* [Task instructions]
Give back the full listing, character for character, with no pictures.
:: Data provided ::
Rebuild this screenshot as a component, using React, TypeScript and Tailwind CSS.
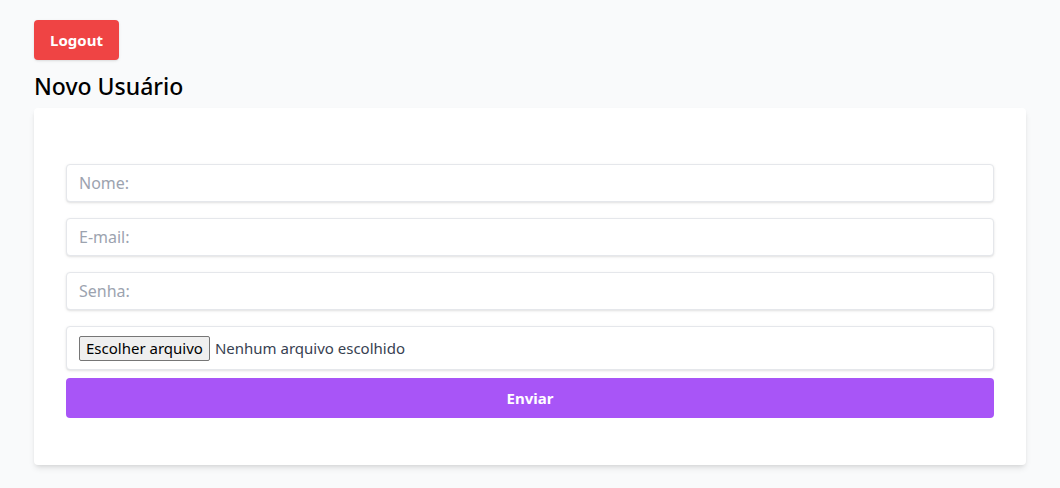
import { useState } from "react";

const fieldClass =
  "w-full h-[38px] rounded border border-[#e5e7eb] bg-white px-3 text-base text-gray-800 shadow-sm placeholder:text-[#9ca3af] focus:outline-none";

export default function App() {
  const [fileName, setFileName] = useState("");

  return (
    <div
      className="min-h-screen bg-[#f9fafb] px-[34px] pt-5 pb-6 text-gray-900"
      style={{ fontFamily: '"Noto Sans", "Open Sans", sans-serif' }}
    >
      <button
        type="button"
        className="h-10 w-[85px] rounded bg-[#ef4444] text-[15px] font-bold text-white shadow-sm"
      >
        Logout
      </button>
      <h1 className="mt-[11px] text-[23px] leading-[30px] font-medium text-black">
        Novo Usuário
      </h1>
      <div className="mt-[7px] rounded bg-white px-8 pt-14 pb-[47px] shadow-md">
        <form
          className="flex flex-col"
          onSubmit={(event) => event.preventDefault()}
        >
          <div className="flex flex-col gap-4">
            <input type="text" placeholder="Nome:" className={fieldClass} />
            <input type="email" placeholder="E-mail:" className={fieldClass} />
            <input type="password" placeholder="Senha:" className={fieldClass} />
            <label className="flex h-11 w-full cursor-pointer items-center rounded border border-[#e5e7eb] bg-white px-3 shadow-sm">
              <span className="flex h-[25px] items-center rounded-[2px] border border-[#767676] bg-[#efefef] px-[6px] text-[15px] text-black">
                Escolher arquivo
              </span>
              <span className="ml-[5px] text-[15px] text-[#374151]">
                {fileName || "Nenhum arquivo escolhido"}
              </span>
              <input
                type="file"
                className="hidden"
                onChange={(event) => setFileName(event.target.files?.[0]?.name ?? "")}
              />
            </label>
          </div>
          <button
            type="submit"
            className="mt-2 h-10 w-full rounded bg-[#a855f7] text-[15px] font-bold text-white"
          >
            Enviar
          </button>
        </form>
      </div>
    </div>
  );
}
:::
* [Task response]
Rebuild this screenshot as a component, using React, TypeScript and Tailwind CSS.
import { useState } from "react";

const fieldClass =
  "w-full h-[38px] rounded border border-[#e5e7eb] bg-white px-3 text-base text-gray-800 shadow-sm placeholder:text-[#9ca3af] focus:outline-none";

export default function App() {
  const [fileName, setFileName] = useState("");

  return (
    <div
      className="min-h-screen bg-[#f9fafb] px-[34px] pt-5 pb-6 text-gray-900"
      style={{ fontFamily: '"Noto Sans", "Open Sans", sans-serif' }}
    >
      <button
        type="button"
        className="h-10 w-[85px] rounded bg-[#ef4444] text-[15px] font-bold text-white shadow-sm"
      >
        Logout
      </button>
      <h1 className="mt-[11px] text-[23px] leading-[30px] font-medium text-black">
        Novo Usuário
      </h1>
      <div className="mt-[7px] rounded bg-white px-8 pt-14 pb-[47px] shadow-md">
        <form
          className="flex flex-col"
          onSubmit={(event) => event.preventDefault()}
        >
          <div className="flex flex-col gap-4">
            <input type="text" placeholder="Nome:" className={fieldClass} />
            <input type="email" placeholder="E-mail:" className={fieldClass} />
            <input type="password" placeholder="Senha:" className={fieldClass} />
            <label className="flex h-11 w-full cursor-pointer items-center rounded border border-[#e5e7eb] bg-white px-3 shadow-sm">
              <span className="flex h-[25px] items-center rounded-[2px] border border-[#767676] bg-[#efefef] px-[6px] text-[15px] text-black">
                Escolher arquivo
              </span>
              <span className="ml-[5px] text-[15px] text-[#374151]">
                {fileName || "Nenhum arquivo escolhido"}
              </span>
              <input
                type="file"
                className="hidden"
                onChange={(event) => setFileName(event.target.files?.[0]?.name ?? "")}
              />
            </label>
          </div>
          <button
            type="submit"
            className="mt-2 h-10 w-full rounded bg-[#a855f7] text-[15px] font-bold text-white"
          >
            Enviar
          </button>
        </form>
      </div>
    </div>
  );
}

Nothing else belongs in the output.